• Stated goal: Starting at the line that contains "Recreate this image" and stopping at the line that contains "import React from", copy every line exactly, both ends included, without the pictures.

• Records supplied:
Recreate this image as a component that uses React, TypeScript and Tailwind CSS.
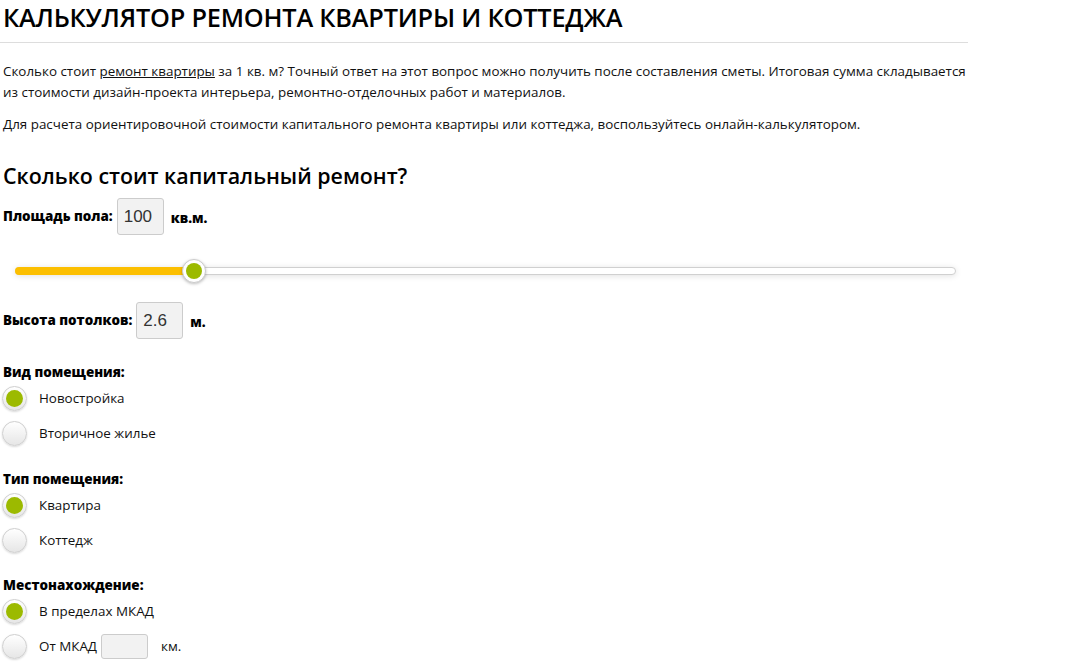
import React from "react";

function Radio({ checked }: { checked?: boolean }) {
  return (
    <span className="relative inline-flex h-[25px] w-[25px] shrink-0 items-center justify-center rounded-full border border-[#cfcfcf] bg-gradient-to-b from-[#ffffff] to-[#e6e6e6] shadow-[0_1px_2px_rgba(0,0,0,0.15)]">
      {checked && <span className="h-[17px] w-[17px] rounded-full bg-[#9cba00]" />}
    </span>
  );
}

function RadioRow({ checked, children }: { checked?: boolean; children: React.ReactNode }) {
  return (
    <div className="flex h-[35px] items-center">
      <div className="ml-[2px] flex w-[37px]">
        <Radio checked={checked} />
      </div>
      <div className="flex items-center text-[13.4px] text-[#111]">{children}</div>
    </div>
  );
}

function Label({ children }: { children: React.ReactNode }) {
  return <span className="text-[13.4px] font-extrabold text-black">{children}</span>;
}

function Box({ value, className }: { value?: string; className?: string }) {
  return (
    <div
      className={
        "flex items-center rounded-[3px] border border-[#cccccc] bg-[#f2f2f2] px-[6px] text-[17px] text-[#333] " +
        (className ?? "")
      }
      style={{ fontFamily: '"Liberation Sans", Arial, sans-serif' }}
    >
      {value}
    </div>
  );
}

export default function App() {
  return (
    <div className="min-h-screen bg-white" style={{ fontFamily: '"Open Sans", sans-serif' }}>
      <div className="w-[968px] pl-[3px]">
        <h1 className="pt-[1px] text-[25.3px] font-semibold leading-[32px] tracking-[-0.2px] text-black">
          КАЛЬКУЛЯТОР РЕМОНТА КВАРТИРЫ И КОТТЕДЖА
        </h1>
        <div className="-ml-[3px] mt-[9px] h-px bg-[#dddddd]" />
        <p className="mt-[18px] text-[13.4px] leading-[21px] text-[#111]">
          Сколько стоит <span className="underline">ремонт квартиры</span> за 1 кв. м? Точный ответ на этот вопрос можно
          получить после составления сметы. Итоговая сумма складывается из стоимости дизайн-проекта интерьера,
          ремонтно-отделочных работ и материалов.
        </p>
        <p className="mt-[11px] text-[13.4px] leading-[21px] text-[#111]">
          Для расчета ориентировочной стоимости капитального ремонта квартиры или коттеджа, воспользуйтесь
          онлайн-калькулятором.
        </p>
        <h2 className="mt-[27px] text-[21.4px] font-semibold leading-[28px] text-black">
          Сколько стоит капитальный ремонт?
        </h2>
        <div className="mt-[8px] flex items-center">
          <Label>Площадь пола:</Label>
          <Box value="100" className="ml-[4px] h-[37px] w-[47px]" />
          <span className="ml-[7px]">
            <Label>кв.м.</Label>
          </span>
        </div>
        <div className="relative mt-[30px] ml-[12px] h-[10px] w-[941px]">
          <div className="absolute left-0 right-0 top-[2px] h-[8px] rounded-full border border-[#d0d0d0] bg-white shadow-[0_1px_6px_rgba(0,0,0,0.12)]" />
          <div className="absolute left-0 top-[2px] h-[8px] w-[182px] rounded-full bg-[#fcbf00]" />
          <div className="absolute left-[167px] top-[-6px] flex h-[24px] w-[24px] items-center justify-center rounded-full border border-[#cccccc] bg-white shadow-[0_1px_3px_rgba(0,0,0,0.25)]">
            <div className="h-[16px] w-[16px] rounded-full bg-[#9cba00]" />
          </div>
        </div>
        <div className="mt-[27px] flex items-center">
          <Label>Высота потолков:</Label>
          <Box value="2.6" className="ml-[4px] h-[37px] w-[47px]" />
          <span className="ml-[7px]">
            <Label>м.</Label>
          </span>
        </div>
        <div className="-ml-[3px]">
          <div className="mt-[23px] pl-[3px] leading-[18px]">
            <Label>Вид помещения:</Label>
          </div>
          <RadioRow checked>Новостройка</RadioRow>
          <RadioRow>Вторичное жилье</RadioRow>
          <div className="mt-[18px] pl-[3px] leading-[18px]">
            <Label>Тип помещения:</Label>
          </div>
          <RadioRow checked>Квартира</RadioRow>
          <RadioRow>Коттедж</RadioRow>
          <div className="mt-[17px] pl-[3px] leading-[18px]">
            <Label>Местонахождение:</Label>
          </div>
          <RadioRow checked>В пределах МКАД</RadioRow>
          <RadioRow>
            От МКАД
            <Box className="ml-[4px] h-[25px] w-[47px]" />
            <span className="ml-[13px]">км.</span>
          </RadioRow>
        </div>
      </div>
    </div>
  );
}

---

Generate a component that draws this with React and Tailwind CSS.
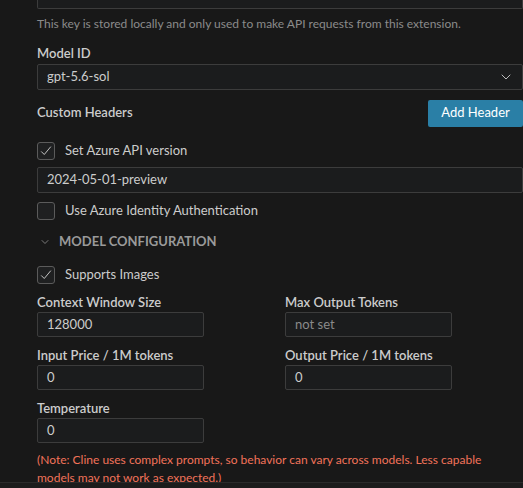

• Response to the task:
Recreate this image as a component that uses React, TypeScript and Tailwind CSS.
import React from "react";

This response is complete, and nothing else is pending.